• [WHAT IS ASKED]: Extract each line containing the string "this".
-- BEGIN MATERIAL PROVIDED --
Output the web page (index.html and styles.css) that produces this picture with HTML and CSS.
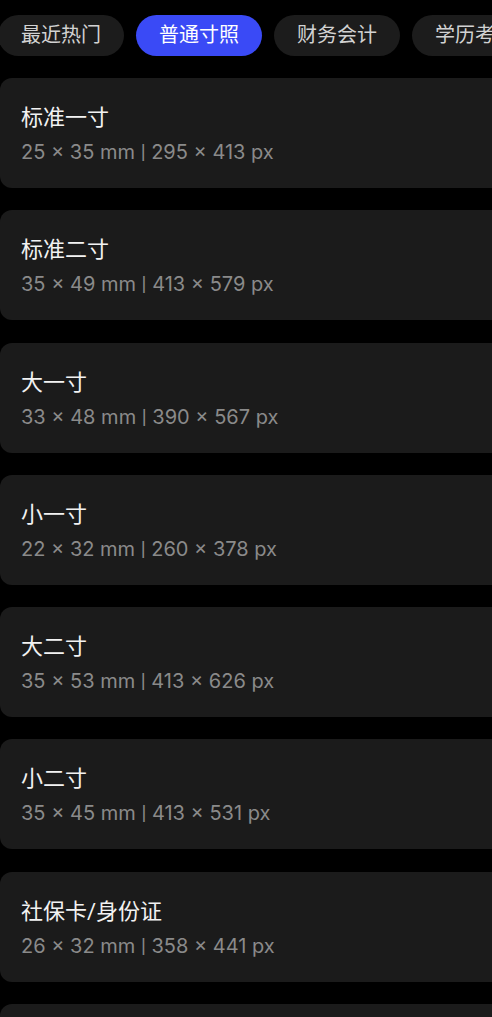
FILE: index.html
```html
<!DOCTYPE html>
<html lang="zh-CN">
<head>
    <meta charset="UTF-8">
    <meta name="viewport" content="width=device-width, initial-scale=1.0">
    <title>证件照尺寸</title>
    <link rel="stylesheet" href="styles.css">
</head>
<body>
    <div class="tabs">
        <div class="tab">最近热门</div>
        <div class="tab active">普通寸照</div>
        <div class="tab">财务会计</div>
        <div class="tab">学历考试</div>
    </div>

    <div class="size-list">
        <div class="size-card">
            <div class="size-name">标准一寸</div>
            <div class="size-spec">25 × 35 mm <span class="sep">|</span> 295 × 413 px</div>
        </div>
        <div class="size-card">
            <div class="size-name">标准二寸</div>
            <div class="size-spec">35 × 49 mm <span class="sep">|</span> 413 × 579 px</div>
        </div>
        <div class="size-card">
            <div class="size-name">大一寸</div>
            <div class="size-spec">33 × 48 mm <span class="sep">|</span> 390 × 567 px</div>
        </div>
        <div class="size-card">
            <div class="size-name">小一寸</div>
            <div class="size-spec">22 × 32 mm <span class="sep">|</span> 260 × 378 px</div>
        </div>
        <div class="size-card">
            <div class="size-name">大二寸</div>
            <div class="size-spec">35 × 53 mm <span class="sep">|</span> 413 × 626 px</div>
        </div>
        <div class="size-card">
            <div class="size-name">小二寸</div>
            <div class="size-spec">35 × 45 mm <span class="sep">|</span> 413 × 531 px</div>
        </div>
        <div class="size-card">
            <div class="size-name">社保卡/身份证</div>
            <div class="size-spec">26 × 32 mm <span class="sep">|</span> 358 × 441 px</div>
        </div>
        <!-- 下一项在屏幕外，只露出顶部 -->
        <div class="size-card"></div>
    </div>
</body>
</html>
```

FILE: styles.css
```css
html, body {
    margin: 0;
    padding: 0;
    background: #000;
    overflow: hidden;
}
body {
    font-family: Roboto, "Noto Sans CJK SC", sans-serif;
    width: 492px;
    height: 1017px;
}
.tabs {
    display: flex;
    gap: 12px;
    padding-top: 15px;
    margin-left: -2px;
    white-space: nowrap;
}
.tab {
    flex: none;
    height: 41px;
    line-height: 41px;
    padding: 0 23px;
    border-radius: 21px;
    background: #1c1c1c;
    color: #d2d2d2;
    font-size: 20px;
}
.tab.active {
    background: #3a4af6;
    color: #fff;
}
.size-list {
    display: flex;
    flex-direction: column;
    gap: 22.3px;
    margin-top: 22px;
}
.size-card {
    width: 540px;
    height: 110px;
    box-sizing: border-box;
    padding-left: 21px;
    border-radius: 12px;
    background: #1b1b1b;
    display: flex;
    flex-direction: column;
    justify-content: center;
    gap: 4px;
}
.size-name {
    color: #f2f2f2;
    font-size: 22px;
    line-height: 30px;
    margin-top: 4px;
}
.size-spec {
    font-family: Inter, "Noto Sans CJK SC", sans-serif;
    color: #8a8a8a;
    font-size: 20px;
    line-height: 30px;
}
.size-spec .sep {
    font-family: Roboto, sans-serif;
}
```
-- END MATERIAL PROVIDED --
-- BEGIN MATERIAL PROVIDED --
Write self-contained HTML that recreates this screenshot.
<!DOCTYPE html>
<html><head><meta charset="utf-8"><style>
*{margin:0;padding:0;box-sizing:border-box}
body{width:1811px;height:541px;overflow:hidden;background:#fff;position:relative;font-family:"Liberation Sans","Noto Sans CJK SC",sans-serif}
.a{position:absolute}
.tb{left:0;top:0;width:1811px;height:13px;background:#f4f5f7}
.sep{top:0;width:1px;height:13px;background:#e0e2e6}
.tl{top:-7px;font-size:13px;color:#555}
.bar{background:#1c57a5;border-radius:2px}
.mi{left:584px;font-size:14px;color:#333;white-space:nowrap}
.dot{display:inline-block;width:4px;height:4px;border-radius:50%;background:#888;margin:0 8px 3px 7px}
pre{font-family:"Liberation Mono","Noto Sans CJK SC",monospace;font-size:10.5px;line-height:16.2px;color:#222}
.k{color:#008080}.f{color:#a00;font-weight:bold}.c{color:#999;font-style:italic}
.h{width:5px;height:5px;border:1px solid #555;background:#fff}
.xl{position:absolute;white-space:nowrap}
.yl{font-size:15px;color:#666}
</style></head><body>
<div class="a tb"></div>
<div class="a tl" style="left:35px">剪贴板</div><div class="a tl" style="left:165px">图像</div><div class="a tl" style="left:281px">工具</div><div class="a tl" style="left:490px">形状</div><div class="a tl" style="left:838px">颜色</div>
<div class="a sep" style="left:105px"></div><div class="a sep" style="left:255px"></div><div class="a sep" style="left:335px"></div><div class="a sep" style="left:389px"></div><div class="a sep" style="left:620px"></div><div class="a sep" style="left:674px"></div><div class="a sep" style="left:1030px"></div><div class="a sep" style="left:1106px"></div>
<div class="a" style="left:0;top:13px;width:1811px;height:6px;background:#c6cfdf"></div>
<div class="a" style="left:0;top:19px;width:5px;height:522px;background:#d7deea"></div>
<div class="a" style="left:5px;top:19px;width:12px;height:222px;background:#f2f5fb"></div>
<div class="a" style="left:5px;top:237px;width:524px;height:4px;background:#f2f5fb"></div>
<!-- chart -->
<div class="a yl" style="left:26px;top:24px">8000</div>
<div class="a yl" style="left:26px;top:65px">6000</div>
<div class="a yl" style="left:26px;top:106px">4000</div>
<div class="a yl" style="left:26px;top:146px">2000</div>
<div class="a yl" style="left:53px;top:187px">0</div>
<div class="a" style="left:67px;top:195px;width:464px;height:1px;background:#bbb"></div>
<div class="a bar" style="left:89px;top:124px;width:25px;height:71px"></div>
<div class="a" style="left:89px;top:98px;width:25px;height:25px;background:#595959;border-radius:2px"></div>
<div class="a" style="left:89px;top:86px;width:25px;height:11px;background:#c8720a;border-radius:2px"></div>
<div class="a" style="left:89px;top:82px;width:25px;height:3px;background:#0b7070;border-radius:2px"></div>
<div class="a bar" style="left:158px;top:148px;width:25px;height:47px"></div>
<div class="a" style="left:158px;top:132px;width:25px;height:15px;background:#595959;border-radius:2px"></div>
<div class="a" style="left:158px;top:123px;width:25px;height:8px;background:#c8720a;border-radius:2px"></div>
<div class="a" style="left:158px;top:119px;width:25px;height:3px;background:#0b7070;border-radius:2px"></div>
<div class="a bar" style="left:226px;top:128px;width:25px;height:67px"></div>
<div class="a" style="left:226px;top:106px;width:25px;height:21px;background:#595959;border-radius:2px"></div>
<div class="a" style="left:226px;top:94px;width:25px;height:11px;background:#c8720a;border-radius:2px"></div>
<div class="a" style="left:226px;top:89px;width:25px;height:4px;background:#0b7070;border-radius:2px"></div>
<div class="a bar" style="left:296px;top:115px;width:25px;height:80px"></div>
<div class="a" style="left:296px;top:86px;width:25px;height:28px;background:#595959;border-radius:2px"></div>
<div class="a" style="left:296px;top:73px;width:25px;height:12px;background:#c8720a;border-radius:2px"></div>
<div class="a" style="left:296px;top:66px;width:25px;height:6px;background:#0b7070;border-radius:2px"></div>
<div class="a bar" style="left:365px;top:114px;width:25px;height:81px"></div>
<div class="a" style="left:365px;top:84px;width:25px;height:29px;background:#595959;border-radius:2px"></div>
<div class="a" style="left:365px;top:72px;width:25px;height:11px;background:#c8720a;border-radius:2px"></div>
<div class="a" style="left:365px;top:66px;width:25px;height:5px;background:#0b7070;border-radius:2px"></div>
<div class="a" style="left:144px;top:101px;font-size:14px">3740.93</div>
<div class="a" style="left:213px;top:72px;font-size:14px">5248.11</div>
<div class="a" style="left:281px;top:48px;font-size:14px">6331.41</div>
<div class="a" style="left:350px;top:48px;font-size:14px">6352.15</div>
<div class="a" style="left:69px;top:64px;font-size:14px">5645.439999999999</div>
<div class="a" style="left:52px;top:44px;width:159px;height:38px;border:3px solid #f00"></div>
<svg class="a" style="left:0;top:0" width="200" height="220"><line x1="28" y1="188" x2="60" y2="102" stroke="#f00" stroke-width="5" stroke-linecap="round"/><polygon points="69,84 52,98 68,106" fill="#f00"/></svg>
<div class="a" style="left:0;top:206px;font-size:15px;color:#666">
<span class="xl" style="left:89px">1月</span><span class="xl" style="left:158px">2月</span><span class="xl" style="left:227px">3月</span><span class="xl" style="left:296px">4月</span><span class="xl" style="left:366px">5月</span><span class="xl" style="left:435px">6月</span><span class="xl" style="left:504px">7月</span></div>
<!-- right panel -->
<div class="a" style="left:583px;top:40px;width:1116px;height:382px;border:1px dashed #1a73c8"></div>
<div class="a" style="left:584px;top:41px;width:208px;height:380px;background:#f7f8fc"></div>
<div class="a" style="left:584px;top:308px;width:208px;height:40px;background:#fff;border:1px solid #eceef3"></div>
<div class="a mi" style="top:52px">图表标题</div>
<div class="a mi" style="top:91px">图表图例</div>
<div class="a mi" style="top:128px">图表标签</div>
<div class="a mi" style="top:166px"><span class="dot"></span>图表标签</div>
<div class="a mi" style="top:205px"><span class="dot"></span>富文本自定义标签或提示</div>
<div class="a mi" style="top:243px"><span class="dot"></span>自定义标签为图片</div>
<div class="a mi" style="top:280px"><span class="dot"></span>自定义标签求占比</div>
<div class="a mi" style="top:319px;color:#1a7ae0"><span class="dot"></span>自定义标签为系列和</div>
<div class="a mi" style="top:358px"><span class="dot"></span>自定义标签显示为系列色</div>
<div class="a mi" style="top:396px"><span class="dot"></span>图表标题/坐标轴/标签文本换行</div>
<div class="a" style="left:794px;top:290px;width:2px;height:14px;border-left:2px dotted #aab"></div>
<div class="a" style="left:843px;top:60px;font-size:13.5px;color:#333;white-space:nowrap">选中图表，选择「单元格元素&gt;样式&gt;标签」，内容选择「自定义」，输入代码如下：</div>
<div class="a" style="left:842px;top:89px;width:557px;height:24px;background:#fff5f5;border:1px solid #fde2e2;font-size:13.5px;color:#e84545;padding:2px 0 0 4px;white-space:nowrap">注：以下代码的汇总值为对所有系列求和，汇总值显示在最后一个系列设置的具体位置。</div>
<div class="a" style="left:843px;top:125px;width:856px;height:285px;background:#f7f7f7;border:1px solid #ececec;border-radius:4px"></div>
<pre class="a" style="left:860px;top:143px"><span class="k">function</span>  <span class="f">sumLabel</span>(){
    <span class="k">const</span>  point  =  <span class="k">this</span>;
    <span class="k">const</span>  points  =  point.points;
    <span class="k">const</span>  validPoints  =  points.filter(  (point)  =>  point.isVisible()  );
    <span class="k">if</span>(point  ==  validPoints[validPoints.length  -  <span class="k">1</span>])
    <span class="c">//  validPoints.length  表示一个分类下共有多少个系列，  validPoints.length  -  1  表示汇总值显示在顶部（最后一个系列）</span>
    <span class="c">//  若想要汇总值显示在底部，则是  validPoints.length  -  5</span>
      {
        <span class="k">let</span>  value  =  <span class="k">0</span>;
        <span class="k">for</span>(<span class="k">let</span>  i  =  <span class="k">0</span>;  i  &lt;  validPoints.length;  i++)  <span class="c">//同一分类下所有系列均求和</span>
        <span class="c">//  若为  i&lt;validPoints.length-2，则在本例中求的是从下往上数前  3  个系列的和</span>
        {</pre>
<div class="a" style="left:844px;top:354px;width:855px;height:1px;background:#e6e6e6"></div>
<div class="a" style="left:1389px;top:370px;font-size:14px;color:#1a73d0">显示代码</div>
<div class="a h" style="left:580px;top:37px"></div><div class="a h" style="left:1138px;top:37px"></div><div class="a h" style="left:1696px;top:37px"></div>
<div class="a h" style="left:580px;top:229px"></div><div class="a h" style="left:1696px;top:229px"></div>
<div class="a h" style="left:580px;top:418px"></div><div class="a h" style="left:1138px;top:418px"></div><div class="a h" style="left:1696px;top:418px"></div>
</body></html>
-- END MATERIAL PROVIDED --
• [ANSWER BELOW]:
Output the web page (index.html and styles.css) that produces this picture with HTML and CSS.
Write self-contained HTML that recreates this screenshot.
    <span class="k">const</span>  point  =  <span class="k">this</span>;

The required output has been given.